Greenblatt went on to reject claims that Israel is the source of this crisis, saying that the source of the P.A.'s woes is its insistence on using international aid dollars to pay convicted terrorists.

"It is entirely inappropriate to focus on Israel as the source of this crisis," he said. "It is the Palestinian Authority that has chosen to manufacture the current crisis."

"Israel is withholding 5 to 7 percent of monthly clearance revenues, a step Israel took in response to the Palestinian Authority's abhorrent practice of using those funds to make payments to terrorists and their families," Greenblatt said. "It is the Palestinian Authority that has chosen to reject all remaining clearance revenues, which amount to up to 95 percent of the revenues to which they are entitled."

The Palestinians are manufacturing their own budget crisis in order to paint Israel as a pariah, Greenblatt said.

"The Palestinian Authority is refusing to accept over $150 million in revenue to protest the fact that $11 million is being withheld, only to make a political point. Does that sound like a governing authority that is concerned with the welfare of its people?" he asked.

The United States stands by Israel as it withholds funds that would otherwise be spent on Palestinian terrorists, a policy the P.A. has not only endorsed, but refused to abandon in the face of pressure from the Trump administration and a wide swath of Congress.

"The Palestinian Authority has the right to challenge Israel's withholding of the five to seven percent of the clearance revenues that would otherwise be used to pay terrorists and their family members—although I would hope they would garner few supporters for any defense of this indefensible 'pay to slay' policy," Greenblatt said. "But let's not kid ourselves. The small percentage of revenue transfers that is being withheld by Israel is not what is causing this crisis."

Israel remains willing to transfer around 95 percent of revenues to the P.A., money that would be used to fund key infrastructure projects, health works, and the salaries of critical personnel.

"The Palestinian Authority can prevent the withholding even of the small percentage of funds by Israel by ceasing the despicable practice of using public funds to make payments to terrorists and their families," Greenblatt said.

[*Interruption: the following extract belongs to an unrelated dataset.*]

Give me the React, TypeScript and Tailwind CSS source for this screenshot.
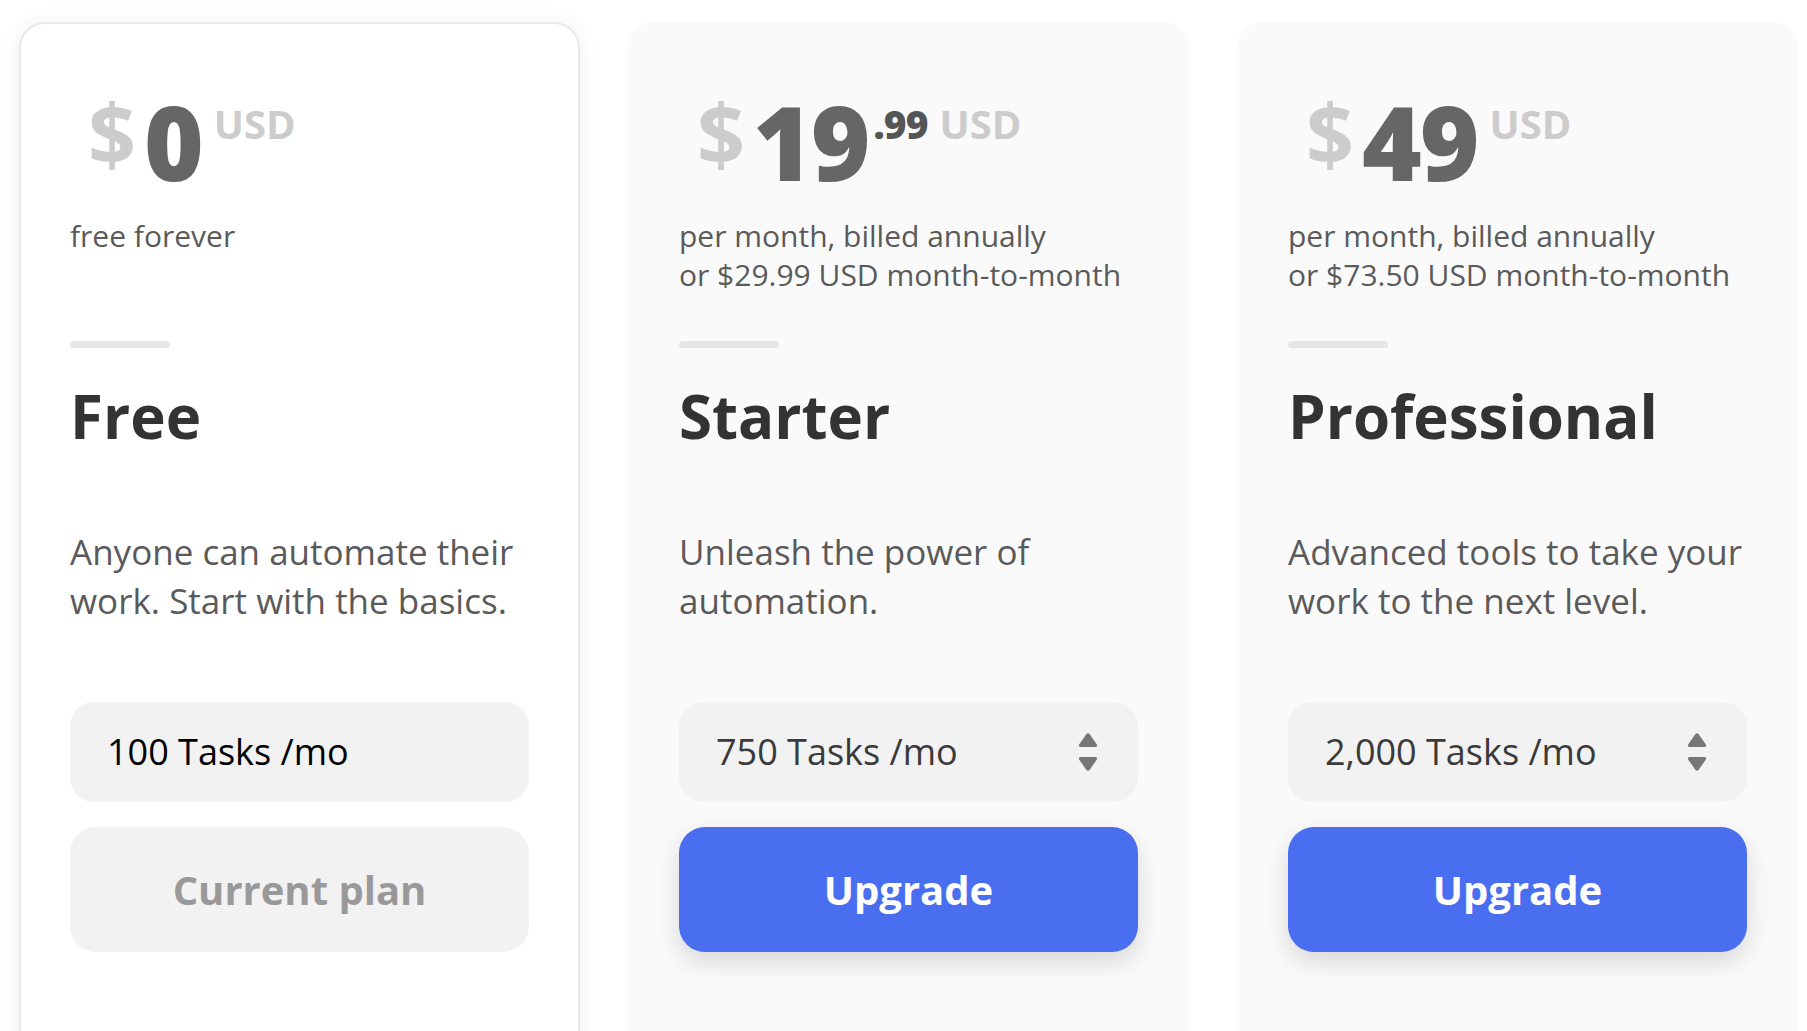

The "pay to slay" policy remains in place, with little protest from U.N. members who view Israel as the source of the crisis.

Greenblatt called this unacceptable.

"Plainly put: the system rewards terrorism. That is why President Trump signed into law the Taylor Force Act, which makes clear that the United States absolutely, without qualification, rejects payments rewarding terrorism," Greenblatt said, referring to a recently passed U.S. law banning the use of aid dollars for the pay to slay program.

In the face of this law, as well as the Trump administration's repeated rebukes, the Palestinian government has made clear that it will not end this policy.

"We must acknowledge that peace can only be achieved by those who reject violence and terror," Greenblatt said. "The Palestinian Authority's institutionalization of support for terrorism is unacceptable and must be called out, unequivocally by all of us. The time has come for everyone to stop looking the other way."

Greenblatt urged U.N. member nations to make their opposition to this policy known.

"The time has also come for all of us to make it clear that the Palestinian Authority, if it aspires to the status of a government, must behave like one," he said. "It is unacceptable for the Palestinian Authority to pay these terrorists and their families a reward for criminal acts. It is unacceptable for the PA to divert its funds and fail to pay the hard working civil servants who teach in Palestinian Authority schools, patrol the streets in uniform, and provide medical care to the sick. The Palestinian Authority would rather pay terrorists than ordinary Palestinians and their families. What a shame!"